#1 Suppose you owe $1,000 on a loan and the interest rate you are charged is 20% per year compounded annually. If you didn’t pay anything off, at this interest rate, how many years would it take for the amount you owe to double?
In finance, the “rule of 72” is a method for estimating an investment’s doubling time. The “rule” number (in this case 72) is divided by the interest percentage per period to obtain the approximate number of periods (usually years) required for doubling. So 72 divided by 20 (percentage of loan) equals 3.6 years.
#2 A 15-year mortgage typically requires higher monthly payments than a 30-year mortgage but the total interest over the life of the loan will be less.

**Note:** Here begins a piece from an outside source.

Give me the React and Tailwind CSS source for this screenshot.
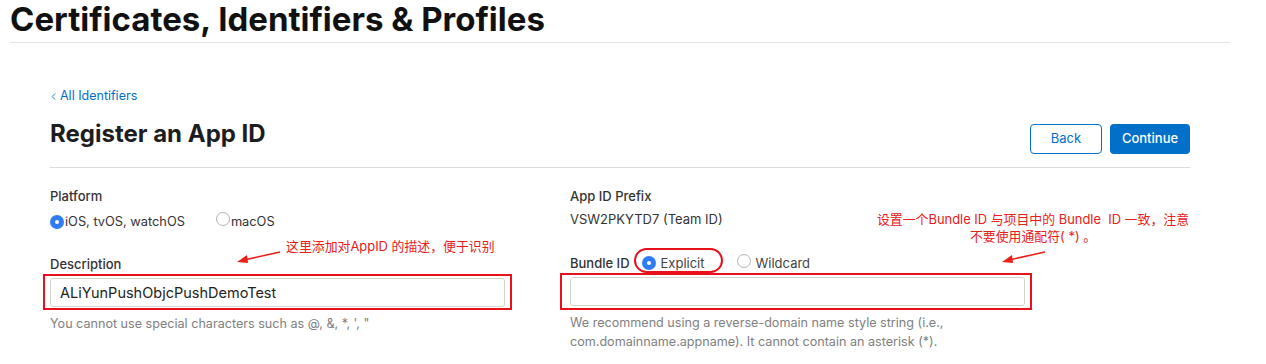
import { ChevronLeft } from "lucide-react";

function Radio({ checked }) {
    return checked ? (
        <span className="inline-flex h-[14px] w-[14px] shrink-0 items-center justify-center rounded-full bg-[#2f7cf6]">
            <span className="h-[4px] w-[4px] rounded-full bg-white" />
        </span>
    ) : (
        <span className="inline-block h-[14px] w-[14px] shrink-0 rounded-full border border-[#b4b4b4] bg-white" />
    );
}

function Arrow({ className }) {
    return (
        <svg className={className} width="46" height="14" viewBox="0 0 46 14">
            <line x1="44" y1="2" x2="8" y2="10" stroke="#e8201a" strokeWidth="1.6" />
            <polygon points="1,12 11,5 12,13" fill="#e8201a" />
        </svg>
    );
}

export default function App() {
    return (
        <div className="relative h-[364px] w-[1266px] overflow-hidden bg-white font-['Inter','Noto_Sans_CJK_SC',sans-serif] text-[#1d1d1f]">
            <header className="ml-[10px] w-[1220px] border-b border-[#e3e3e3] pb-[3px]">
                <h1 className="text-[33px] font-bold leading-[39px] text-[#111]">
                    Certificates, Identifiers &amp; Profiles
                </h1>
            </header>

            <main className="ml-[50px] w-[1140px]">
                <a className="mt-[44px] -ml-[2px] flex items-center text-[12.5px] leading-[18px] text-[#0070c9]">
                    <ChevronLeft className="mr-[1px] h-[11px] w-[11px]" strokeWidth={2} />
                    All Identifiers
                </a>

                <div className="mt-[15px] flex items-start justify-between border-b border-[#dcdcdc] pb-[13px]">
                    <h2 className="text-[24px] font-bold leading-[28px] text-[#1d1d1f]">
                        Register an App ID
                    </h2>
                    <div className="mt-[4px] flex gap-[8px]">
                        <button className="h-[30px] w-[72px] rounded-[4px] border border-[#0070c9] text-[13px] text-[#0070c9]">
                            Back
                        </button>
                        <button className="h-[30px] w-[80px] rounded-[4px] bg-[#0070c9] text-[13px] font-medium text-white">
                            Continue
                        </button>
                    </div>
                </div>

                <div className="mt-[19px] grid grid-cols-[520px_520px] text-[13px] leading-[18px] text-[#333]">
                    <div>
                        <div className="font-medium">Platform</div>
                        <div className="mt-[7px] flex items-center text-[12.8px]">
                            <Radio checked />
                            <span className="ml-[1px]">iOS, tvOS, watchOS</span>
                            <span className="ml-[31px]">
                                <Radio />
                            </span>
                            <span className="ml-[1px]">macOS</span>
                        </div>

                        <div className="mt-[24px] font-medium">Description</div>
                        <div className="-ml-[7px] mt-[1px] w-[469px] border-2 border-[#e8101a] p-[2px_5px_1px_5px]">
                            <div className="flex h-[29px] items-center rounded-[3px] border border-[#d2d2d2] px-[9px] text-[14.5px] text-[#222]">
                                ALiYunPushObjcPushDemoTest
                            </div>
                        </div>
                        <p className="mt-[4px] text-[12.6px] leading-[19px] text-[#808080]">
                            You cannot use special characters such as @, &amp;, *, &apos;, &quot;
                        </p>
                    </div>

                    <div>
                        <div className="font-medium">App ID Prefix</div>
                        <div className="mt-[5px]">VSW2PKYTD7 (Team ID)</div>

                        <div className="mt-[26px] flex items-center">
                            <span className="font-medium">Bundle ID</span>
                            <span className="relative ml-[12px] flex items-center">
                                <span className="absolute -bottom-[1px] -left-[8px] -right-[18px] -top-[6px] rounded-[13px] border-2 border-[#e8101a]" />
                                <Radio checked />
                                <span className="ml-[5px] text-[#444]">Explicit</span>
                            </span>
                            <span className="ml-[32px]">
                                <Radio />
                            </span>
                            <span className="ml-[5px] text-[#444]">Wildcard</span>
                        </div>
                        <div className="-ml-[10px] mt-[1px] w-[472px] border-2 border-[#e8101a] p-[2px_5px_2px_8px]">
                            <div className="h-[29px] rounded-[3px] border border-[#d2d2d2]" />
                        </div>
                        <p className="mt-[3px] w-[430px] text-[12.6px] leading-[19px] text-[#808080]">
                            We recommend using a reverse-domain name style string (i.e., com.domainname.appname). It cannot contain an asterisk (*).
                        </p>
                    </div>
                </div>
            </main>

            <div className="absolute left-[236px] top-[238px] flex items-start">
                <Arrow className="mt-[12px]" />
                <span className="ml-[4px] text-[12.9px] leading-[18px] text-[#e8201a]">
                    这里添加对AppID 的描述，便于识别
                </span>
            </div>

            <div className="absolute left-[870px] top-[211px] w-[326px] text-center text-[12.9px] leading-[17px] text-[#e8201a]">
                设置一个Bundle ID 与项目中的 Bundle&nbsp; ID 一致，注意
                <br />
                不要使用通配符( *) 。
            </div>
            <Arrow className="absolute left-[1001px] top-[250px]" />
        </div>
    );
}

Assuming the same interest rate for both loans, you will pay less in interest over the life of a 15-year loan than you would with a 30-year loan because you repay the principal at a faster rate. That’s why the monthly payment for a 15-year loan is higher. Let’s say you get a 30-year mortgage at 6 percent on a $150,000 home. You will pay $899 a month in principal and interest charges. Over 30 years, you will pay $173,757 in interest alone. But a 15-year mortgage at the same rate will cost you less. You will pay $1,266 each month but only $77,841 in total interest—nearly $100,000 less.
#3 Suppose you have $100 in a savings account earning 2 percent interest a year. After five years, how much would you have?
You’ll have more than $110 at the end of five years because your interest will compound over time. In other words, you earn interest on the money you save and on the interest your savings earned in prior years.